* _Goal of the exercise_
Pick out every line holding the string "this" and copy it.

* _Information shown_
━━━━━━━━━━━━━━━━━━━━━━━━━━━━━━

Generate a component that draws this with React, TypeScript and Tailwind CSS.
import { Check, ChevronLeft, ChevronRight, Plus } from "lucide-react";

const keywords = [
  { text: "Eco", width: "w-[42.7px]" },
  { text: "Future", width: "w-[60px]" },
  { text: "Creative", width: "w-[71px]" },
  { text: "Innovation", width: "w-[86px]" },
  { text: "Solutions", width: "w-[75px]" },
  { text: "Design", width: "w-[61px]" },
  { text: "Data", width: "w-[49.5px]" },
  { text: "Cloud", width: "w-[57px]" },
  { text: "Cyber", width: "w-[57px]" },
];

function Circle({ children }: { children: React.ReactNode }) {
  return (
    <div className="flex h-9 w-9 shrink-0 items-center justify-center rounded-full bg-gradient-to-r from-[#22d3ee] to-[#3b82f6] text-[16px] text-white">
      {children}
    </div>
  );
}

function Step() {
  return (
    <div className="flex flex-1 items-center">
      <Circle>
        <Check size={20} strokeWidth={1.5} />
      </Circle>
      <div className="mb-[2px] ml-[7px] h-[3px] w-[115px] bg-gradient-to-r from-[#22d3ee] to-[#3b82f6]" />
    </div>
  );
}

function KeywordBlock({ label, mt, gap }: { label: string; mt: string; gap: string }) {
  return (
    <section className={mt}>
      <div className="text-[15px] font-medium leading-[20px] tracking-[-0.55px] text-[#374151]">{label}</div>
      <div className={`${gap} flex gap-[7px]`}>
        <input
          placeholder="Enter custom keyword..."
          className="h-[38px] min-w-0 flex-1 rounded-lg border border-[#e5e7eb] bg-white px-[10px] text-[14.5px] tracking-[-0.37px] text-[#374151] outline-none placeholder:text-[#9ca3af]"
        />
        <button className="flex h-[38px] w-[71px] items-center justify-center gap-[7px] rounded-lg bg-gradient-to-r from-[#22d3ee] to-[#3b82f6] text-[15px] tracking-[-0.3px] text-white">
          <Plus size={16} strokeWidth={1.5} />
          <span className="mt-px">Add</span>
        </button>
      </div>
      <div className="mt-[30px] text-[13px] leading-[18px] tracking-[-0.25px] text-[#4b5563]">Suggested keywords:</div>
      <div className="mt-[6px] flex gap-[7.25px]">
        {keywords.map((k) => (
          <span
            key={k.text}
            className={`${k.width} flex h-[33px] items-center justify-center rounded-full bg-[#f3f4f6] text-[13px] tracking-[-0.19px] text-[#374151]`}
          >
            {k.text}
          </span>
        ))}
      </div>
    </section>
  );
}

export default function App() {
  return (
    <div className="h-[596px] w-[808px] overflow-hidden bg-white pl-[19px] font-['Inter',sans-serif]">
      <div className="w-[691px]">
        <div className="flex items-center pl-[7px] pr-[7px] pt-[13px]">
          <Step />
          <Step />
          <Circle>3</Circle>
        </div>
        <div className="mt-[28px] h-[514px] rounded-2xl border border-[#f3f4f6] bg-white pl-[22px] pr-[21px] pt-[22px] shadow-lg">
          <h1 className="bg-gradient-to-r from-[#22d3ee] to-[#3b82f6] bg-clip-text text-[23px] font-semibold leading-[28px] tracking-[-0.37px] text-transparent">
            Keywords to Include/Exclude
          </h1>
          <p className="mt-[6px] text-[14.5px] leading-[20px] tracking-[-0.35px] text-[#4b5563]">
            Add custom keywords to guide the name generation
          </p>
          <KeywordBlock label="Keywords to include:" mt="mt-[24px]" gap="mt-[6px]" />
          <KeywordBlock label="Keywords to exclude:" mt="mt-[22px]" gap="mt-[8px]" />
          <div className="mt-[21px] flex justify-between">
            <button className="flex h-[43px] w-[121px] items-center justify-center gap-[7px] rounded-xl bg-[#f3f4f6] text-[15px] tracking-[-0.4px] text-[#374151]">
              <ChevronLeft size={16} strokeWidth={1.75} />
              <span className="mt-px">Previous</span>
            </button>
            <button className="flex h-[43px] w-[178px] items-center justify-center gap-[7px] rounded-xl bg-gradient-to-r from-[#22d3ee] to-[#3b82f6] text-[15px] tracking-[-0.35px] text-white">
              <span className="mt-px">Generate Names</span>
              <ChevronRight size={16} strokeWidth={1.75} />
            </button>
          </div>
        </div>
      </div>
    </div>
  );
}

━━━━━━━━━━━━━━━━━━━━━━━━━━━━━━

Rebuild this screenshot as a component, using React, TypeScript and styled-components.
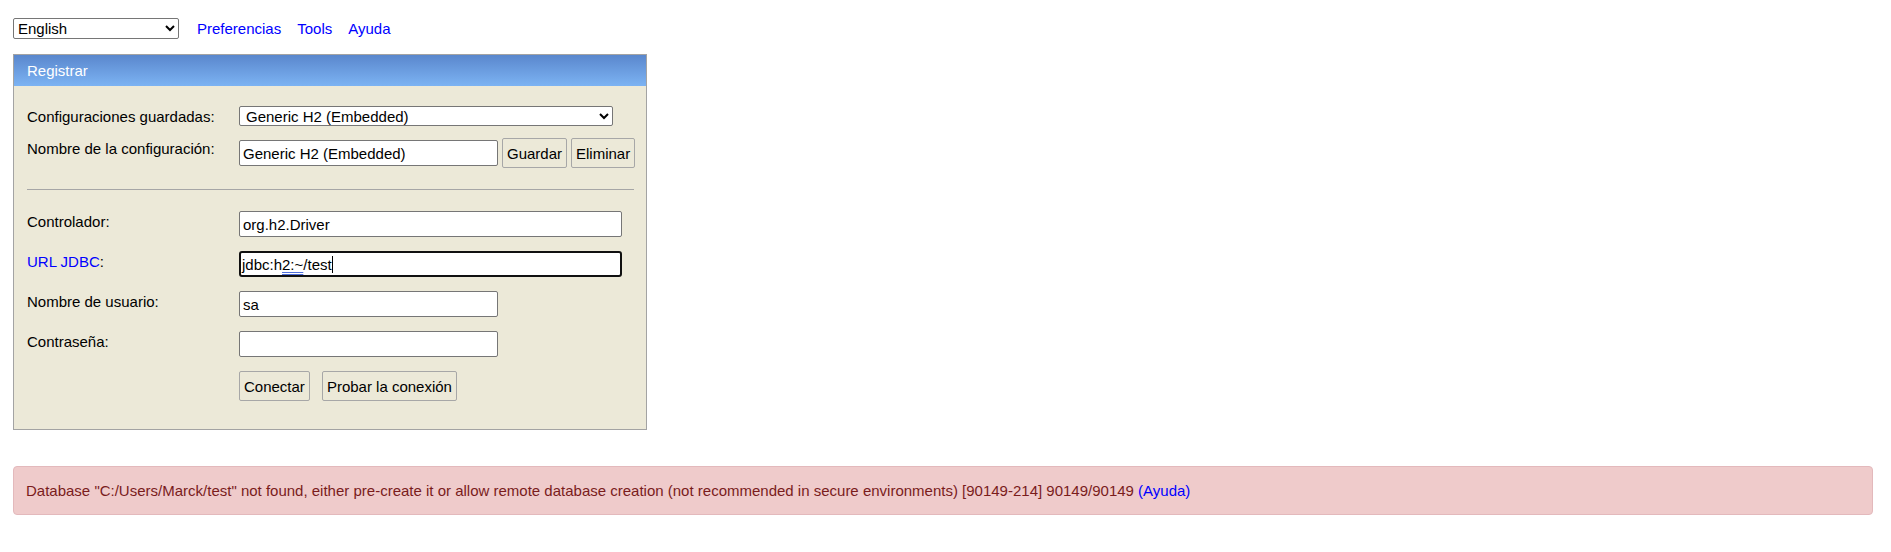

━━━━━━━━━━━━━━━━━━━━━━━━━━━━━━

* _Written answer_
Generate a component that draws this with React, TypeScript and Tailwind CSS.
Rebuild this screenshot as a component, using React, TypeScript and styled-components.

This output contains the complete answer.